Antigamente,
há menos de 30 anos atrás, não havia toda essa parafernália tecnológica de
internet, telefone celular, Iphone, Ipad, Ipod e afins, que possibilitam a
comunicação rápida e sintética. Lembro-me que minha família foi uma das
primeiras a ter telefone no bairro onde morávamos. As ligações eram caríssimas.
Usávamos o telefone somente em casos importantes ou de emergência. Mas nem por isso não nos comunicávamos. Os
meios eram outros. Isso quer dizer que sou uma mulher do tempo das cartas. Outro
dia, arrumando caixas e gavetas, encontrei uma carta daquela época, que recebi
de uma amiga que morava no Rio. Estava lá, de cor rosa, desbotada pelo tempo,
adormecida em um envelope azul, dobrada cuidadosamente, escrita em caneta preta,
numa linda e caprichosa letra redondinha. Ao abrir vi que a carta guardava, entre
suas dobras, uma bela flor seca, que um dia já fora vermelha. Tão chic!... Nessa
carta, essa amiga me falava de um acampamento que fizera, onde conheceu pessoas
interessantes (aos 15 todo mundo é interessante), com descrições tão singelas
quanto o imaginário de uma menina dessa idade permitia suscitar acerca dos
“meninos”. Na mesma caixa, em meio a tantos postais, fotografias, flores secas,
laços, cartões, bilhetes, desenhos, poesias e outros papéis, achei uma carta fechada
que nunca mandei, por algum motivo que não lembro. Era para uma outra amiga,
que fora minha vizinha, e que morava à época em São Paulo, com quem nunca mais
tive contato depois da adolescência. Tempos atrás encontrei sua mãe e soube que
ela havia falecido há muitos anos. Sofreu um acidente junto com o noivo. Moravam em Curitiba e
estavam indo de carro para São Paulo entregar os convites de casamento. Os dois
partiram juntos. Uma história romântica e triste ao mesmo tempo. A carta me fez
experimentar um breve pesar pela lembrança de Alessandra, uma menina tão
alegre, cheia de sonhos, que gostava de gatos e de fazer bolos nos fins de
tarde. Comi muitas cukas em sua casa. Continuei a remexer minhas coisas. Deus
do céu, como historiador guarda velharias! Achei outras preciosidades de valor
sentimental: dois cadernos com pensamentos e poesias, copiados de jornais e
revistas, afinal o acesso à informação não era tão fácil como hoje. Minha letra
era tão bonitinha. Letra de menininha. Fazia os
pingos dos “is” com bolinhas e enfeitava as bordas dos cadernos com imagens
recortadas de revistas e desenhos rococós de flores, luas, estrelas e
borboletas. Curiosamente não achei nenhum coração. Quando escrevia meus
trabalhos escolares, gostava de consultar meus caderninhos e procurar alguma
poesia ou algum pensamento para introduzir os assuntos. Acho que essa sempre foi
a minha marca registrada, pois fiz isso até em minha dissertação de mestrado,
iniciada com “Os domínios do mistério
prometem as mais belas experiências. (Einstein). Mas, além da nostalgia que a presença daqueles souveniers do país dos tempos idos me provocaram, pus-me a refletir que hoje “O Pensador”

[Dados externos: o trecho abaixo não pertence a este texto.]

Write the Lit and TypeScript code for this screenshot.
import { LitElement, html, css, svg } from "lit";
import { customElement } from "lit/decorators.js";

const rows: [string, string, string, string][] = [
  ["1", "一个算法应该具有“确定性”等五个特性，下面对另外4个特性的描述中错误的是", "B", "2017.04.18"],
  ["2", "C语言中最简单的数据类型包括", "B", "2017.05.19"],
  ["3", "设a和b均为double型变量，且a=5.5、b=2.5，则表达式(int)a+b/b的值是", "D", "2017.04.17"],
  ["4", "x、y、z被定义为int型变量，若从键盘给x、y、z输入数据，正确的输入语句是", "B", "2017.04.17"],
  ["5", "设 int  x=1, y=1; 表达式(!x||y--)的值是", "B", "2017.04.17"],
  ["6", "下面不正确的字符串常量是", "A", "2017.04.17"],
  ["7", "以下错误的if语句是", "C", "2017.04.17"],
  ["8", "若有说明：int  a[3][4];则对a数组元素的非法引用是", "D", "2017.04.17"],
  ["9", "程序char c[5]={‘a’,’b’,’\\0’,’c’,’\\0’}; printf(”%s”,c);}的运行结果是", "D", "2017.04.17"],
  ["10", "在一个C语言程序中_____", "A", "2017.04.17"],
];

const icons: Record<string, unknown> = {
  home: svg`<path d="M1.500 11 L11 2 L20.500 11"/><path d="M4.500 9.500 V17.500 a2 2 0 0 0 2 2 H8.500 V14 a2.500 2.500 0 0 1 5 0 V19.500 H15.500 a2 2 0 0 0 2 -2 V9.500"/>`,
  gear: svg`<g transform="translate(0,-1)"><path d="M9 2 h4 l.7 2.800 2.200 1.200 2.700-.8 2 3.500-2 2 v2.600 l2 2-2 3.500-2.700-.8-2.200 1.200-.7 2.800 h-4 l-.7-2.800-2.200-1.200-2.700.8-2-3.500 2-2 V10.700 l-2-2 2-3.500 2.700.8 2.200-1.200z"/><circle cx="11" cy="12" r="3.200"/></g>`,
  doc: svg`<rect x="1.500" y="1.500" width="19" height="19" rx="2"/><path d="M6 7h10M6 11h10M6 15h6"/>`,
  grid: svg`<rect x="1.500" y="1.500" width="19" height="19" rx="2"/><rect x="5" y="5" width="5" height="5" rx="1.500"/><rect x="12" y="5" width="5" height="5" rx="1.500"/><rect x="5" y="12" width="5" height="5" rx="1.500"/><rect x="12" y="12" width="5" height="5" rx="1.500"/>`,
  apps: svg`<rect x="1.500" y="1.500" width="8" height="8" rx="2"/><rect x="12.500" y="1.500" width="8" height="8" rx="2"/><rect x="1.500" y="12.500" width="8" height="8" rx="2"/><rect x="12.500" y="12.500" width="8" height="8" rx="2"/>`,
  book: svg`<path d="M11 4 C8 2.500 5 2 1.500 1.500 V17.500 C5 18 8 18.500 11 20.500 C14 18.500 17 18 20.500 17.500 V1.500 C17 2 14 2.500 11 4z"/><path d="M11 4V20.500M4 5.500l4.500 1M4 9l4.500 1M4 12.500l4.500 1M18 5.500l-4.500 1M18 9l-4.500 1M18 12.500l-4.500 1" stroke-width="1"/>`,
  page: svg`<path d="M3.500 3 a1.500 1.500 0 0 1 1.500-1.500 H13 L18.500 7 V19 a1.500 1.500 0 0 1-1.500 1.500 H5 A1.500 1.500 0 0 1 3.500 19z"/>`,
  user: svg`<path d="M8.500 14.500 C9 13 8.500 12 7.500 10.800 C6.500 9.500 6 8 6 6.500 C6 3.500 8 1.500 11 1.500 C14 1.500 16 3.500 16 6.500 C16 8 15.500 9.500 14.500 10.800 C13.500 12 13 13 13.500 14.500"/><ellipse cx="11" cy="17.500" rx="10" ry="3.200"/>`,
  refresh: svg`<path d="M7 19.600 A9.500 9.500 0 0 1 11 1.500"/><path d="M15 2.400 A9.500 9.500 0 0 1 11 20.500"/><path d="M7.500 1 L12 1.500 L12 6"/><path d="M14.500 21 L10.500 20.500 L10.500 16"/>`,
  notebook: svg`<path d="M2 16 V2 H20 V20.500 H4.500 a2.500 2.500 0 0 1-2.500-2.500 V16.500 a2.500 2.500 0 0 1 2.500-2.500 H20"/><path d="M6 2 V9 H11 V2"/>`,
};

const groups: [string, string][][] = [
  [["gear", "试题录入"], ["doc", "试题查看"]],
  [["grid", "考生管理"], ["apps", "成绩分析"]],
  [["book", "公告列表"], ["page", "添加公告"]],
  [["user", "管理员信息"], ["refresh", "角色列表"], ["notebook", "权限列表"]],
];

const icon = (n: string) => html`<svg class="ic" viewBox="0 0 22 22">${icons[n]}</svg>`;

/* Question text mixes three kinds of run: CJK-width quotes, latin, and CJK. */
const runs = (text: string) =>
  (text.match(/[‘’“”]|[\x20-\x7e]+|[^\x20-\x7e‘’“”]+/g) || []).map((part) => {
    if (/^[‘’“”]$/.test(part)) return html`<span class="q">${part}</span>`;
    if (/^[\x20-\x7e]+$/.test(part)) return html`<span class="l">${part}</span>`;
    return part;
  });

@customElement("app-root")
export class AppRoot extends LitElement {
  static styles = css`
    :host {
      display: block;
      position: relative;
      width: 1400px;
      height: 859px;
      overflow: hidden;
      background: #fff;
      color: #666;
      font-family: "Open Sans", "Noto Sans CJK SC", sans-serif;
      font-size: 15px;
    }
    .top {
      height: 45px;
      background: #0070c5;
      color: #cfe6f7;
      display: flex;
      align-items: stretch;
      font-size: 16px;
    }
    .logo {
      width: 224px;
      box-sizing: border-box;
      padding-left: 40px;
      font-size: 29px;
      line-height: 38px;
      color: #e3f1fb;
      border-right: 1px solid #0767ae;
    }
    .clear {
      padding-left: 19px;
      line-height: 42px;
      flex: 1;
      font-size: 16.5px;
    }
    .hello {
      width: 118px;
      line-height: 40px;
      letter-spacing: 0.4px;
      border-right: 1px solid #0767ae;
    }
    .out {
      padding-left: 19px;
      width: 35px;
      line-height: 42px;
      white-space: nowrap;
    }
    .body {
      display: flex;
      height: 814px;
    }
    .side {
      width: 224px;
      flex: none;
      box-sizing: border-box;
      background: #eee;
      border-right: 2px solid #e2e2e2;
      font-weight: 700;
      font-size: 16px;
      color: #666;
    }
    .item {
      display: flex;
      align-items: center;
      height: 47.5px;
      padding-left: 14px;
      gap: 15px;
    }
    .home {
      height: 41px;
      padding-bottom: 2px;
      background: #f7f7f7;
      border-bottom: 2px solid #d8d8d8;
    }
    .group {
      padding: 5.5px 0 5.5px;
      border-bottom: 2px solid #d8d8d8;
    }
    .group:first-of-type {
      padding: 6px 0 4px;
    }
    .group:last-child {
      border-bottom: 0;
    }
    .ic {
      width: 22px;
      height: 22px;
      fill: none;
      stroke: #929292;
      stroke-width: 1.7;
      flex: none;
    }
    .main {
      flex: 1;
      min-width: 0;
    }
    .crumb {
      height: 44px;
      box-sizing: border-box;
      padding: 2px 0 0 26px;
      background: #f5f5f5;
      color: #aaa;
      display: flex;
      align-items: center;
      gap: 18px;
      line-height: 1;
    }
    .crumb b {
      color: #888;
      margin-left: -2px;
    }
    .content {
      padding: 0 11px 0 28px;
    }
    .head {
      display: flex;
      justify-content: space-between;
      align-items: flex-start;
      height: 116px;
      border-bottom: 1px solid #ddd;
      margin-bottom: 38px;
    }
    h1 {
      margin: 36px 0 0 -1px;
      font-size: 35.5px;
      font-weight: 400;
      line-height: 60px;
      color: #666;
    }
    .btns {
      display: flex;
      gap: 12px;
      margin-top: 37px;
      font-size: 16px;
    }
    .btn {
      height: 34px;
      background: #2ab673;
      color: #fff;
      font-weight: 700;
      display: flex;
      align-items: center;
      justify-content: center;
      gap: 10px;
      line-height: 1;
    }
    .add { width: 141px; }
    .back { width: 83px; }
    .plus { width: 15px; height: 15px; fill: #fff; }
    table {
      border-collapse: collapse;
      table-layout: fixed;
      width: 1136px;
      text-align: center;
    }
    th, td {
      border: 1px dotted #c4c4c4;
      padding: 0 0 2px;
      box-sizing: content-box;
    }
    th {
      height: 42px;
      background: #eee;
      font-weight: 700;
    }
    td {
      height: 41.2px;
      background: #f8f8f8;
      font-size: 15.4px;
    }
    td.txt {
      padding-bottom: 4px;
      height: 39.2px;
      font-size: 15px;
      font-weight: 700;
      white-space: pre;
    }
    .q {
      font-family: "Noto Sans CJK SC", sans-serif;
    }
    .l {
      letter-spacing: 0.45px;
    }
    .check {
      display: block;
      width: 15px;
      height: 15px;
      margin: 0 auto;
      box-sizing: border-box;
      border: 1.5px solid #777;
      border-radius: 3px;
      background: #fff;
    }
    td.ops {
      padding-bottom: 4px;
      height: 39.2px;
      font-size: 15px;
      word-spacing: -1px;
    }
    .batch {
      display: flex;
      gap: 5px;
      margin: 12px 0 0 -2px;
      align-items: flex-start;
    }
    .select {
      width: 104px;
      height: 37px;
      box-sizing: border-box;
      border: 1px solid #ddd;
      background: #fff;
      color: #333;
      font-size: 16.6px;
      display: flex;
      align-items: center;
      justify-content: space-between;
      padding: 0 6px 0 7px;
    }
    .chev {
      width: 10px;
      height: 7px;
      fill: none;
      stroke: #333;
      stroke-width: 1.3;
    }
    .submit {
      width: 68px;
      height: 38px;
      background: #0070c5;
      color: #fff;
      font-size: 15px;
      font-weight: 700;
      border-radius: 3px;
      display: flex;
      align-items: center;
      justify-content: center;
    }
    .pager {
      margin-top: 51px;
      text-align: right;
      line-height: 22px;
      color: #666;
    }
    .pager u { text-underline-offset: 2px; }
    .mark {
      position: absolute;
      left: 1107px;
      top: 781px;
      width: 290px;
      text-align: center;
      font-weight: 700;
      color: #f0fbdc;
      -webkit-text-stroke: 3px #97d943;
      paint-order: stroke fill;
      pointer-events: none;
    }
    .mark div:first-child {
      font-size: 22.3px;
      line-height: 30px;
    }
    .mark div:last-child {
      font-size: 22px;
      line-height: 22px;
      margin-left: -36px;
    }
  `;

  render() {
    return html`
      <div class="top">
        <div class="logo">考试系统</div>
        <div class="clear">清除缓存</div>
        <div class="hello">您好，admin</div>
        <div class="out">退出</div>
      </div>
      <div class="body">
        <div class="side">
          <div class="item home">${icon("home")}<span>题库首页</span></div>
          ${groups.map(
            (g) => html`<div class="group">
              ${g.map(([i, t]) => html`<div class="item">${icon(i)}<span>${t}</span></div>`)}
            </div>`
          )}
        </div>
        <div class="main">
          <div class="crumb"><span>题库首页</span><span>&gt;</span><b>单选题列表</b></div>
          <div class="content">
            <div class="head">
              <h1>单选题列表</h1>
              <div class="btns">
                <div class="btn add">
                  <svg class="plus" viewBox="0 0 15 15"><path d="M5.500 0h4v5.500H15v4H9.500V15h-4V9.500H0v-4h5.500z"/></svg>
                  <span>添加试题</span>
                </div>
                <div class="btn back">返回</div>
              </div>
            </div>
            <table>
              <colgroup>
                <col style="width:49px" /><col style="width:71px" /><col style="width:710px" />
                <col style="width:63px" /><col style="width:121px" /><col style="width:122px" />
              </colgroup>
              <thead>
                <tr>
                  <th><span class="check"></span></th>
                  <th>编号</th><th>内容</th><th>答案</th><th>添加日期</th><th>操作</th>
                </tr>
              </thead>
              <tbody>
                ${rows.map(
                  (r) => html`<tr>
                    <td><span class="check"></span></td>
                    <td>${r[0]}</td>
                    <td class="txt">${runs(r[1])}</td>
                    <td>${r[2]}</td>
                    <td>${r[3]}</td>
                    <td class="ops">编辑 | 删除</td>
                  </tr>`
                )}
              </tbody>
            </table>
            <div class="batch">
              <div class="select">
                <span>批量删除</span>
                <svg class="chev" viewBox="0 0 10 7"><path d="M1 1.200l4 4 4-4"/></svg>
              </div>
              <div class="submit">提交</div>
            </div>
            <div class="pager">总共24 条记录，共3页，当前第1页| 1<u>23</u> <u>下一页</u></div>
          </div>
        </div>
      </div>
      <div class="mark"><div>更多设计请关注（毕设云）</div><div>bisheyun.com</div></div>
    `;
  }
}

do Google tem todas as minhas anotações... Compartilhamos tantos pensamentos de
outros e pensamentos nossos que vejo que minhas cartas já não são mais minhas,
meus cadernos já não são mais privados, meus pensamentos já não são mais
meus... não há mais nada original, nem pecados... hoje tudo pertence ao “grande pensador”...
"... tinha suspirado, tinha beijado o papel devotamente! Era a primeira vez que lhe escreviam aquelas sentimentalidades, e o seu orgulho dilatava-se ao calor amoroso que saía delas, como um corpo ressequido que se estira num banho tépido; sentia um acréscimo de estima por si mesma, e parecia-lhe que entrava enfim numa existência superiormente interessante, onde cada hora tinha o seu encanto diferente, cada passo condizia a um êxtase, e a alma se cobria de um luxo radioso de sensações!"